July 5 Our human resources as marshalled by the will, were not sufficient; they failed utterly... Every day is a day when we must carry the vision of God's will into all our activities. Alcoholics Anonymous p.45, 85
I hear talk of the "weak-willed" alcoholic, but I am one of the strongest-willed people on earth! I now know that my incredible strength of will is not enough to save my life. My problem is not one of "weakness," but rather of direction. When I , without falsely diminishing myself, accept my honest limitations and turn to God's guidance, my worst faults become my greatest assets. My strong will, rightly directed, keeps me working until the promises of the program become my daily reality. Daily Reflections p. 195
I hear talk of the "weak-willed" alcoholic, but I am one of the strongest-willed people on earth! I now know that my incredible strength of will is not enough to save my life. My problem is not one of "weakness," but rather of direction.

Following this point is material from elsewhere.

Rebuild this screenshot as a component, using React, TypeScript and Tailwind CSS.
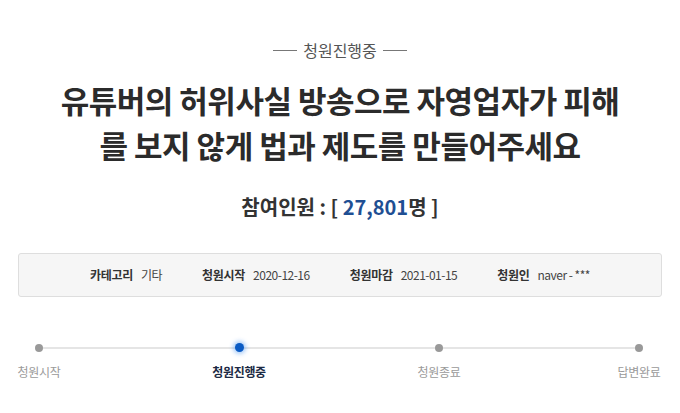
const steps = [
  { label: "청원시작", active: false },
  { label: "청원진행중", active: true },
  { label: "청원종료", active: false },
  { label: "답변완료", active: false },
];

const info = [
  { k: "카테고리", v: "기타" },
  { k: "청원시작", v: "2020-12-16" },
  { k: "청원마감", v: "2021-01-15" },
  { k: "청원인", v: "naver - ***" },
];

export default function App() {
  return (
    <div
      className="w-[680px] h-[413px] bg-white overflow-hidden"
      style={{ fontFamily: '"Noto Sans CJK KR", "Noto Sans", sans-serif' }}
    >
      <div className="pt-[38px] flex items-center justify-center gap-[6px] text-[16px] text-[#555]">
        <span className="w-[24px] h-px bg-[#777]" />
        <span className="leading-[24px]">청원진행중</span>
        <span className="w-[24px] h-px bg-[#777]" />
      </div>

      <h1 className="mt-[15px] text-center text-[31px] leading-[45px] font-bold text-[#2b2b2b] tracking-[-0.5px]">
        유튜버의 허위사실 방송으로 자영업자가 피해
        <br />를 보지 않게 법과 제도를 만들어주세요
      </h1>

      <div className="mt-[25px] text-center text-[20px] leading-[30px] font-bold text-[#333]">
        참여인원 : [ <span className="text-[#1f4f93]">27,801</span>명 ]
      </div>

      <div className="mt-[31px] mx-[18px] h-[44px] rounded-[3px] border border-[#dedede] bg-[#f6f6f6] flex items-center justify-center gap-[40px] text-[12px] text-[#333]">
        {info.map((i) => (
          <div key={i.k} className="flex items-center gap-[8px]">
            <span className="font-bold tracking-[-0.3px]">{i.k}</span>
            <span className="text-[#444] tracking-[-0.5px]">{i.v}</span>
          </div>
        ))}
      </div>

      <div className="mt-[46px] ml-[39px] w-[600px] relative">
        <div className="absolute left-0 right-0 top-[4px] h-[2px] bg-[#e5e5e5]" />
        <div className="relative flex justify-between">
          {steps.map((s) => (
            <div key={s.label} className="w-0 flex flex-col items-center">
              {s.active ? (
                <span className="w-[9px] h-[9px] rounded-full bg-[#0b5bc4] shadow-[0_0_4px_2px_rgba(60,140,240,0.45)]" />
              ) : (
                <span className="w-[8px] h-[8px] mt-[1px] rounded-full bg-[#999]" />
              )}
              <span
                className={
                  "mt-[10px] whitespace-nowrap text-[12px] leading-[20px] tracking-[-0.3px] " +
                  (s.active ? "font-bold text-[#1c2a44]" : "text-[#9a9a9a]")
                }
              >
                {s.label}
              </span>
            </div>
          ))}
        </div>
      </div>
    </div>
  );
}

My biggest problem with trying to stay sober in between my last two relapses was my self-will. I kept thinking that I could do anything as long as I put my mind to it. I too "now know that my incredible strength of will is not enough to save my life."
That was one of the hardest things for me to accept as of late; even though I was sober for a year and a half! This disease really is cunning, baffling and powerful and I realize now that it continues to get stronger and stronger and it is capable of completely tricking your mind in so many different ways!
I HAVE to go to meetings and do what I'm supposed to do, otherwise I will drink again!